En ese momento mi padre dice: “Wow, una escalera real”. Entonces no pude aguantar más, y lo interrumpí: “Viejo, disculpa, pero ¿tú sabes jugar póker?”. Con una mirada suspicaz, que me hizo vibrar de alegría, sonrió levemente y me dijo: “Bueno, hijo, sé jugar, pero ese, el póker cerrado, de 5 cartas. No el nuevo que a veces pasan por televisión; ese no lo conozco mucho. ¿Quieres que te enseñe a jugar el póker de Maverick?”. Mi respuesta no se hizo esperar, por supuesto que quería, mucho más después de ver toda esa acción alrededor de las cartas, la vida de aventuras que llevaba Maverick, ganando una fortuna, ayudado por la suerte y el ingenio.
“Creo que tengo unas cartas en el closet”, acto seguido mi padre se levantó a buscarlas. Ya antes habíamos aprendido con él otros juegos. A mis doce años me enseñó a jugar ajedrez, y de verdad nos entretuvimos mucho con las piezas. Al principio me ganaba con la misma jugada, “mate al pastor”, pero pronto conseguí hacerle frente a sus trucos y teníamos tardes interesantes, mientras mi hermanito menor era solo un bebé y requería toda atención de mi mamá. Pero eso se interrumpió porque mi papá consiguió trabajo, comenzando un cambio muy radical hacía nosotros y nunca más volví a jugar con él.
Llegó con las cartas, que estaban escondidas en un calcetín. Limpió la mesa del comedor. Yo me senté y miré con atención sus manos, como mezclaban con habilidad las cartas plásticas. Sabía que eran cuatro motivos, palos o pintas, dos rojos y dos negros, pero entre sus manos parecía existir un arcoíris, ciertamente había un universo de posibilidades para mí. No sabía que ese día aprendería lo que hasta hoy ha sido mi mayor pasión.
Notas
[1] La Parroquia El Paraíso es una de las 22 parroquias del Municipio Libertador del Distrito Capital de Venezuela y una de las 32 parroquias de Caracas. Está ubicada al noroeste del centro histórico del Municipio Libertador. Limita al norte con las parroquias Santa Teresa, San Juan y Sucre; al sur con las parroquias Santa Rosalía y La Vega; al este con la Parroquia Santa Rosalía; y al oeste limita con la Parroquia Antímano.
[2] Nombre que se le da al periodo anterior a enero de 1999, cuando llegó el chavismo al poder.
[3] En Venezuela, Colombia y México, malandra o malandro es sinónimo de delincuente violento de origen popular. El malandro es una persona que desde niño presenta síntomas de antisocialidad.

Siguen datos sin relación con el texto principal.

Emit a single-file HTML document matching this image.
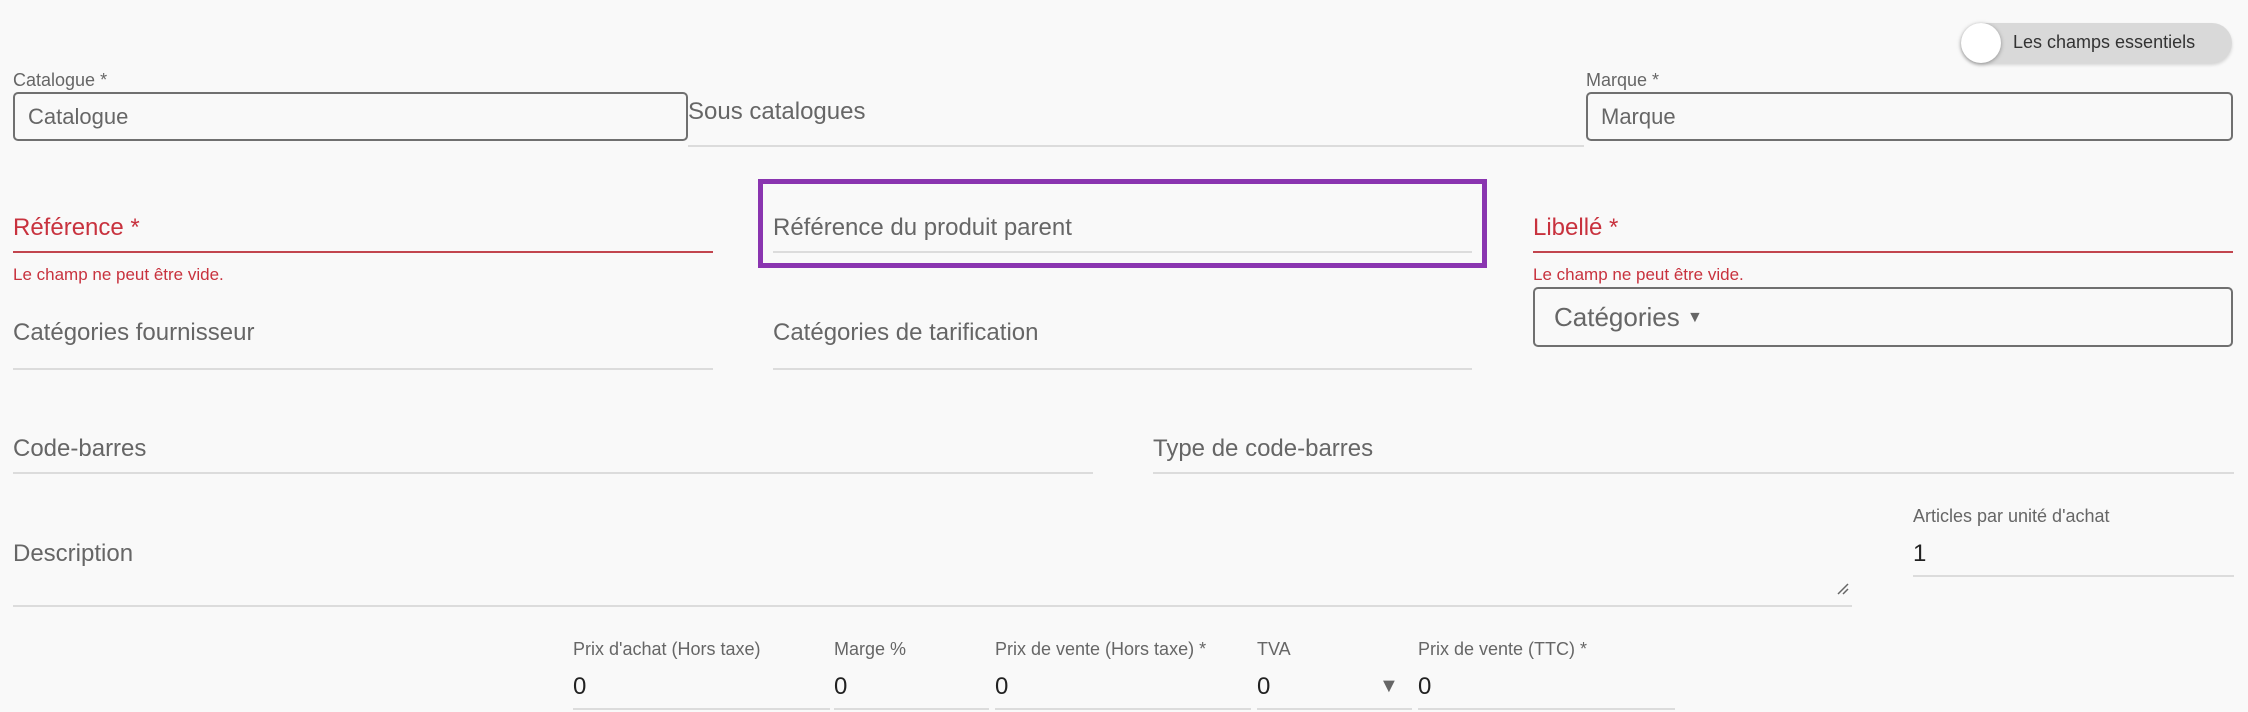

[4] Cota 905 (alternativa y más formalmente Avenida Guzmán Blanco) es el nombre que recibe una carretera que se localiza en las Parroquias La Vega, El Paraíso y Santa Rosalía en el Municipio Libertador al oeste del Distrito Metropolitano de Caracas.
[5] La Comisión Nacional de Administración de Divisas CADIVI (febrero 2003 – enero 2014) fue un organismo venezolano, encargado de administrar las divisas a los ciudadanos (compra y venta de dólares y euros) bajo ciertas condiciones y limitaciones controlando el libre acceso a la moneda extranjera, durante su existencia, se rigió bajo la Ley de Ilícitos Cambiarios decretado en octubre de 2005 (derogada en agosto de 2018).
[6] A partir del 2007 hubo unas modificaciones, cualquier persona que poseyera tarjeta de crédito, podía viajar y disponer de US $5 000 dólares al cambio oficial (cupo viajero) y además realizar compras electrónicas nacionales por US $ 3 000 dólares. A partir de 2008 el país sufre la reconversión de la moneda, oficialmente se eliminan tres ceros, el último día de diciembre de 2008 según Gaceta oficial 39 089 se da una nueva modificación, se dan dos tipos de cambio uno se mantiene a 2.15 para importaciones, estudiantes en el exterior y compras de medicinas; el otro es a 4.30 para viajeros y se reduce estas cuotas a US $ 2 500 dólares para viajes (cupo viajero) y compras electrónicas US $400.